Having that keen sense of chemistry sure did come in handy when Walker and Palmer had to shoot a very moving scene from the get-go. The breaking down and professing each other’s love at a fish shack where Gabby was meeting her first significant other’s parents! It was a true testament to their believable chemistry.
Teresa Palmer: Right out of the gate we did the “Fish Shack” scene. That was hard. The “I love you” (scene), it was nuts.
Benjamin Walker: Hardest scene in the movie, day 3 here we go!
Teresa Palmer: You guys don’t know each other yet. You don’t have any connection yet and go! I was glad to take that on in the beginning. It was really challenging but he’s so good that I could just be present and work off his energy. I was crying already at the beginning of the scene because I could see the heartbreak in his face.
During our intimate chat with Nicholas Sparks we also found out some details about the CW’s The Notebook television series adaptation based on the hit movie starring Rachel McAdams and Ryan Gosling. He told us what he was looking forward to exploring with his most iconic female character on the show that he didn’t get to on the film.

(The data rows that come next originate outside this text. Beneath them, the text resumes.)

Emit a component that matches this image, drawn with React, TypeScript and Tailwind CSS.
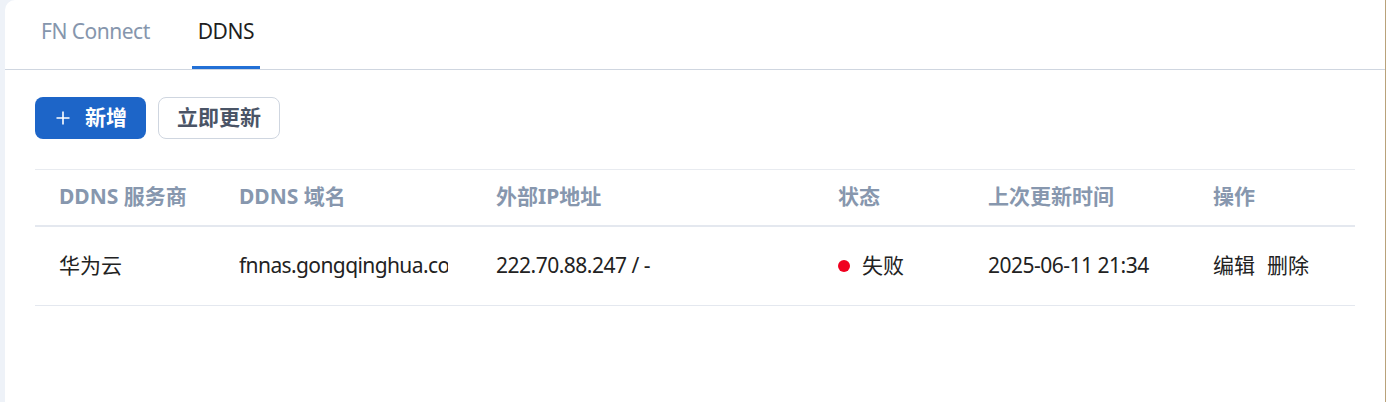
import React from "react";

const font = { fontFamily: '"Noto Sans", "Noto Sans CJK SC", sans-serif' };

export default function App() {
  const cols = "grid grid-cols-[180px_257px_342px_150px_225px_166px]";
  return (
    <div className="w-[1386px] h-[402px] bg-[#eef2f8] flex" style={font}>
      <div className="ml-[5px] flex-1 bg-white rounded-tl-[10px] border-r border-[#b9a27a] flex flex-col">
        <div className="h-[70px] border-b border-[#cfd6e0] flex pl-[30px] gap-[36px] tracking-[-0.5px]">
          <div className="relative flex items-center px-[6px] pb-[6px] text-[21px] text-[#8696ad]">
            FN Connect
          </div>
          <div className="relative flex items-center px-[6px] pb-[6px] text-[21px] text-[#1f1f1f]">
            DDNS
            <div className="absolute left-0 right-0 bottom-0 h-[3px] bg-[#2270d6]" />
          </div>
        </div>
        <div className="px-[30px] pt-[27px]">
          <div className="flex gap-[12px]">
            <button className="h-[42px] w-[111px] rounded-[8px] bg-[#1d65c8] text-white flex items-center pl-[21px] text-[21px] font-bold">
              <svg width="14" height="14" viewBox="0 0 14 14" className="mr-[15px]">
                <path d="M7 0.5V13.5M0.5 7H13.5" stroke="white" strokeWidth="1.6" />
              </svg>
              新增
            </button>
            <button className="h-[42px] w-[122px] rounded-[8px] border border-[#cfd6e0] bg-white text-[#4a5466] flex items-center justify-center text-[21px] font-bold">
              立即更新
            </button>
          </div>
          <div className="mt-[30px] border-t border-[#e8ebf0]">
            <div className={`${cols} h-[57px] border-b-2 border-[#e4e8ef] items-center text-[21px] font-bold text-[#8797ae]`}>
              <div className="px-[24px] pb-[1px]">DDNS 服务商</div>
              <div className="px-[24px] pb-[1px]">DDNS 域名</div>
              <div className="px-[24px] pb-[1px]">外部IP地址</div>
              <div className="px-[24px] pb-[1px]">状态</div>
              <div className="px-[24px] pb-[1px]">上次更新时间</div>
              <div className="px-[24px] pb-[1px]">操作</div>
            </div>
            <div className={`${cols} h-[79px] border-b border-[#e4e8ef] items-center text-[21px] text-[#222222]`}>
              <div className="px-[24px]">华为云</div>
              <div className="px-[24px]">
                <div className="overflow-hidden whitespace-nowrap tracking-[-0.6px]">fnnas.gongqinghua.com</div>
              </div>
              <div className="px-[24px] tracking-[-0.5px]">222.70.88.247 / -</div>
              <div className="px-[24px] flex items-center">
                <span className="w-[12px] h-[12px] rounded-full bg-[#f0001f] mr-[12px]" />
                失败
              </div>
              <div className="px-[24px] tracking-[-0.5px]">2025-06-11 21:34</div>
              <div className="px-[24px] flex gap-[12px]">
                <span>编辑</span>
                <span>删除</span>
              </div>
            </div>
          </div>
        </div>
      </div>
    </div>
  );
}
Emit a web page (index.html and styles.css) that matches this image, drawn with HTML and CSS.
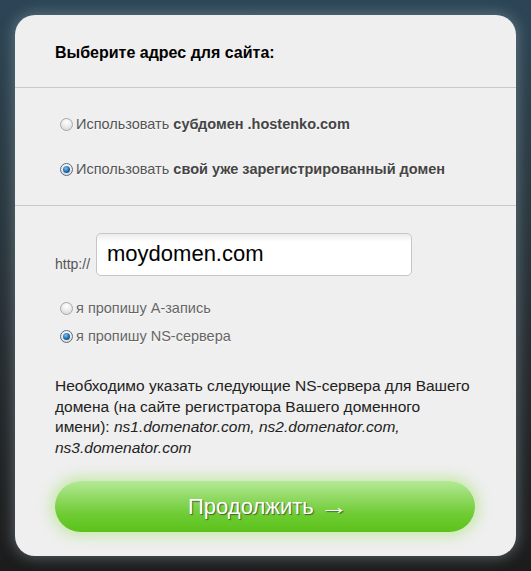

Nicholas Sparks: Well we know what happened at the end. If you imagine the film version of that story and their younger years, right? Allie drives up, takes her suitcase and shrugs, okay well what happened between that moment and the moment where they’re in the nursing home? We know they has some kids but what else? It was the 1940’s, she couldn’t live with him. Where did she go? Would her parents accept her? Did Lon get angry in the end or as he always that reasonable? What happened when she got pregnant? What job? You throw all that in the era, in the south in the 40’s. It’s not a terrifically proud era of the south. Often it wakes me up, these ideas about my characters, it just wakes me up early. Like 3:45am and you’re pretty much up for the rest of the day.
The Choice opens this weekend!
PG-13 For sexual content and some thematic issues.